§ **DIRECTIONS**: Check each line of the material below for "components", then copy the ones that contain it.

BEGIN DATASET CONTENT

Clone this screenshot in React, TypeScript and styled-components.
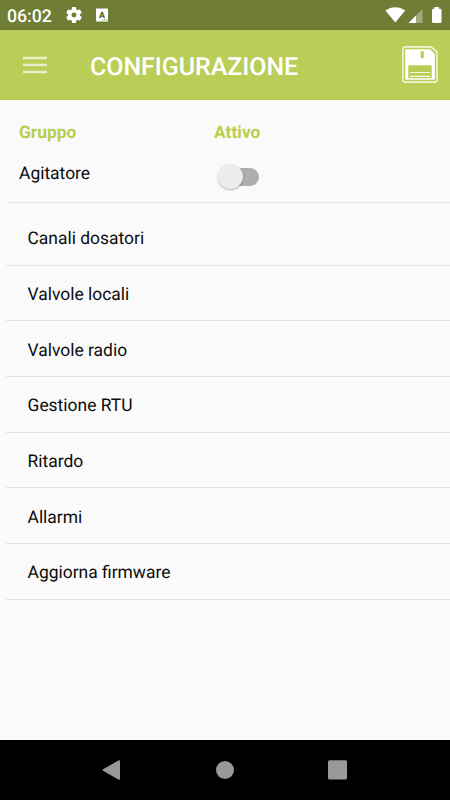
import React from "react";
import styled, { createGlobalStyle } from "styled-components";

const GlobalStyle = createGlobalStyle`
  html, body { margin: 0; padding: 0; }
  * { box-sizing: border-box; }
`;

const Screen = styled.div`
  width: 450px;
  height: 800px;
  display: flex;
  flex-direction: column;
  background: #fafafa;
  color: #0c0c0c;
  font-family: Roboto, "Liberation Sans", sans-serif;
  text-rendering: geometricPrecision;
  overflow: hidden;
`;

const StatusBar = styled.header`
  height: 30px;
  flex: none;
  display: flex;
  align-items: center;
  padding: 0 7px;
  background: #707d35;
  color: #fff;
`;

const Clock = styled.span`
  width: 58px;
  padding-top: 4px;
  font-size: 17.7px;
  line-height: 26px;
  font-weight: 500;
`;

const StatusIcons = styled.svg`
  display: block;
  flex: none;
`;

const KeyboardBadge = styled.svg`
  display: block;
  flex: none;
  margin-left: 13px;
`;

const Spacer = styled.div`
  flex: 1;
`;

const AppBar = styled.div`
  height: 70px;
  flex: none;
  display: flex;
  align-items: center;
  padding: 0 12px 0 23px;
  background: #bace57;
  border-bottom: 1px solid #b5cb49;
`;

const IconButton = styled.button`
  display: block;
  padding: 0;
  border: 0;
  background: none;
  line-height: 0;
`;

const Title = styled.h1`
  flex: 1;
  margin: 6px 0 0 43px;
  font-size: 24.9px;
  line-height: 32px;
  font-weight: 500;
  color: #fff;
`;

const GroupGrid = styled.section`
  display: grid;
  grid-template-columns: 195px 1fr;
  grid-template-rows: 41px 42px;
  align-items: center;
  height: 102.5px;
  flex: none;
  margin-left: 6px;
  padding: 12px 0 0 13px;
  border-bottom: 1.5px solid #e6e6e6;
`;

const ColumnHeading = styled.div`
  font-size: 17.4px;
  line-height: 24px;
  font-weight: 700;
  color: #b8ce49;
`;

const GroupName = styled.div`
  font-size: 17.45px;
  line-height: 24px;
`;

const Switch = styled.button`
  width: 46px;
  height: 30px;
  margin: 5px 0 0 3px;
  padding: 0;
  border: 0;
  background: none;
  display: flex;
  align-items: center;
`;

const Track = styled.span`
  display: flex;
  align-items: center;
  width: 38px;
  height: 18px;
  margin-left: 4px;
  border-radius: 9px;
  background: #aeaeae;
`;

const Knob = styled.span`
  width: 25px;
  height: 25px;
  flex: none;
  margin-left: -3px;
  border-radius: 50%;
  background: #ececec;
  box-shadow: 0 1px 2px rgba(0, 0, 0, 0.3);
`;

const Menu = styled.ul`
  list-style: none;
  flex: 1;
  margin: 7.5px 0 0 6px;
  padding: 0;
`;

const MenuItem = styled.li`
  display: flex;
  align-items: center;
  height: 55.7px;
  padding: 4px 0 0 21.5px;
  border-bottom: 1px solid #e3e3e3;
  font-size: 17.45px;
  line-height: 24px;
`;

const NavBar = styled.nav`
  height: 60px;
  flex: none;
  display: flex;
  align-items: center;
  justify-content: center;
  gap: 94px;
  padding-right: 1px;
  background: #000;
`;

const items = [
  "Canali dosatori",
  "Valvole locali",
  "Valvole radio",
  "Gestione RTU",
  "Ritardo",
  "Allarmi",
  "Aggiorna firmware",
];

const SettingsGear = () => (
  <StatusIcons width="18" height="18" viewBox="3 3 18 18">
    <path
      fill="#fff"
      d="M19.14 12.94c.04-.3.06-.61.06-.94 0-.32-.02-.64-.07-.94l2.03-1.58a.49.49 0 0 0 .12-.61l-1.92-3.32a.49.49 0 0 0-.59-.22l-2.39.96c-.5-.38-1.03-.7-1.62-.94l-.36-2.54a.48.48 0 0 0-.48-.41h-3.84a.47.47 0 0 0-.47.41l-.36 2.54c-.59.24-1.13.57-1.62.94l-2.39-.96a.48.48 0 0 0-.59.22L2.74 8.87a.47.47 0 0 0 .12.61l2.03 1.58c-.05.3-.09.63-.09.94s.02.64.07.94l-2.03 1.58a.49.49 0 0 0-.12.61l1.92 3.32c.12.22.37.29.59.22l2.39-.96c.5.38 1.03.7 1.62.94l.36 2.54c.05.24.24.41.48.41h3.84c.24 0 .44-.17.47-.41l.36-2.54c.59-.24 1.13-.56 1.62-.94l2.39.96c.22.08.47 0 .59-.22l1.92-3.32a.47.47 0 0 0-.12-.61zM12 15a3 3 0 1 1 0-6 3 3 0 0 1 0 6z"
      transform="translate(12 12) scale(.83) translate(-12 -12)"
    />
  </StatusIcons>
);

export default function App() {
  return (
    <>
      <GlobalStyle />
      <Screen>
        <StatusBar>
          <Clock>06:02</Clock>
          <SettingsGear />
          <KeyboardBadge width="12" height="14" viewBox="0 0 12 14">
            <rect y=".5" width="12" height="13" fill="#fff" />
            <text x="6" y="10" textAnchor="middle" fontSize="8.8" fontWeight="900" fill="#59632b">
              A
            </text>
            <path d="M6.2 11.8h1M8.2 11.8h1M10.2 11.8h1" stroke="#707d35" strokeWidth="1" />
          </KeyboardBadge>
          <Spacer />
          <StatusIcons width="58" height="30" viewBox="385 0 58 30">
            <path fill="#fff" d="M395.3 22.5 L385.4 10.6 C391 6 399.6 6 405.2 10.6 Z" />
            <path fill="#a0a97a" d="M422.5 9 V23 H408.5 Z" />
            <path fill="#fff" d="M416 15.5 V23 H408.5 Z" />
            <path fill="#fff" d="M434.4 7 H439 V8.7 H440.3 Q441.5 8.7 441.5 9.9 V21.8 Q441.5 23 440.3 23 H433.2 Q432 23 432 21.8 V9.9 Q432 8.7 433.2 8.7 H434.4 Z" />
          </StatusIcons>
        </StatusBar>
        <AppBar>
          <IconButton aria-label="Menu">
            <svg width="24" height="18" viewBox="0 0 24 18">
              <path d="M0 2.1H24M0 9H24M0 15.9H24" stroke="#e8f0c8" strokeWidth="2.5" />
            </svg>
          </IconButton>
          <Title>CONFIGURAZIONE</Title>
          <IconButton aria-label="Salva">
            <svg width="36" height="37" viewBox="0 0 36 37" fill="none">
              <path
                d="M3.4 .9H29.3L35 6.4V33.6Q35 36.1 32.6 36.1H3.4Q.9 36.1 .9 33.6V3.4Q.9 .9 3.4 .9Z"
                stroke="#eff4d8"
                strokeWidth="1.6"
              />
              <path
                d="M4.5 3.2H28L32.8 8V32.5Q32.8 33.7 31.6 33.7H4.4Q3.2 33.7 3.2 32.5V4.5Q3.2 3.2 4.5 3.2Z"
                fill="#fff"
              />
              <path d="M18.6 5.3H21.8V12.2H18.6ZM7.6 19.3H28.4Q29.7 19.3 29.7 20.6V32.3H6.3V20.6Q6.3 19.3 7.6 19.3Z" fill="#b9cd55" />
              <path d="M8 26.5H28M8 30.4H28" stroke="#f3f7e3" strokeWidth="1.2" />
            </svg>
          </IconButton>
        </AppBar>
        <GroupGrid>
          <ColumnHeading>Gruppo</ColumnHeading>
          <ColumnHeading>Attivo</ColumnHeading>
          <GroupName>Agitatore</GroupName>
          <Switch role="switch" aria-checked="false" aria-label="Agitatore">
            <Track>
              <Knob />
            </Track>
          </Switch>
        </GroupGrid>
        <Menu>
          {items.map((item) => (
            <MenuItem key={item}>{item}</MenuItem>
          ))}
        </Menu>
        <NavBar>
          <svg width="20" height="20" viewBox="0 0 20 20">
            <path d="M1 9.2 L16.8 .3 Q18 0 18 1.2 V18.8 Q18 20 16.8 19.7 L1 10.8 Q0 10 1 9.2Z" fill="#999" />
          </svg>
          <svg width="18" height="18" viewBox="0 0 18 18">
            <circle cx="9" cy="9" r="9" fill="#999" />
          </svg>
          <svg width="19" height="20" viewBox="0 0 19 20">
            <rect y=".3" width="19" height="19.3" rx="1.5" fill="#999" />
          </svg>
        </NavBar>
      </Screen>
    </>
  );
}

END DATASET CONTENT

§ **ANSWER TO THIS PROBLEM**:
Clone this screenshot in React, TypeScript and styled-components.
import styled, { createGlobalStyle } from "styled-components";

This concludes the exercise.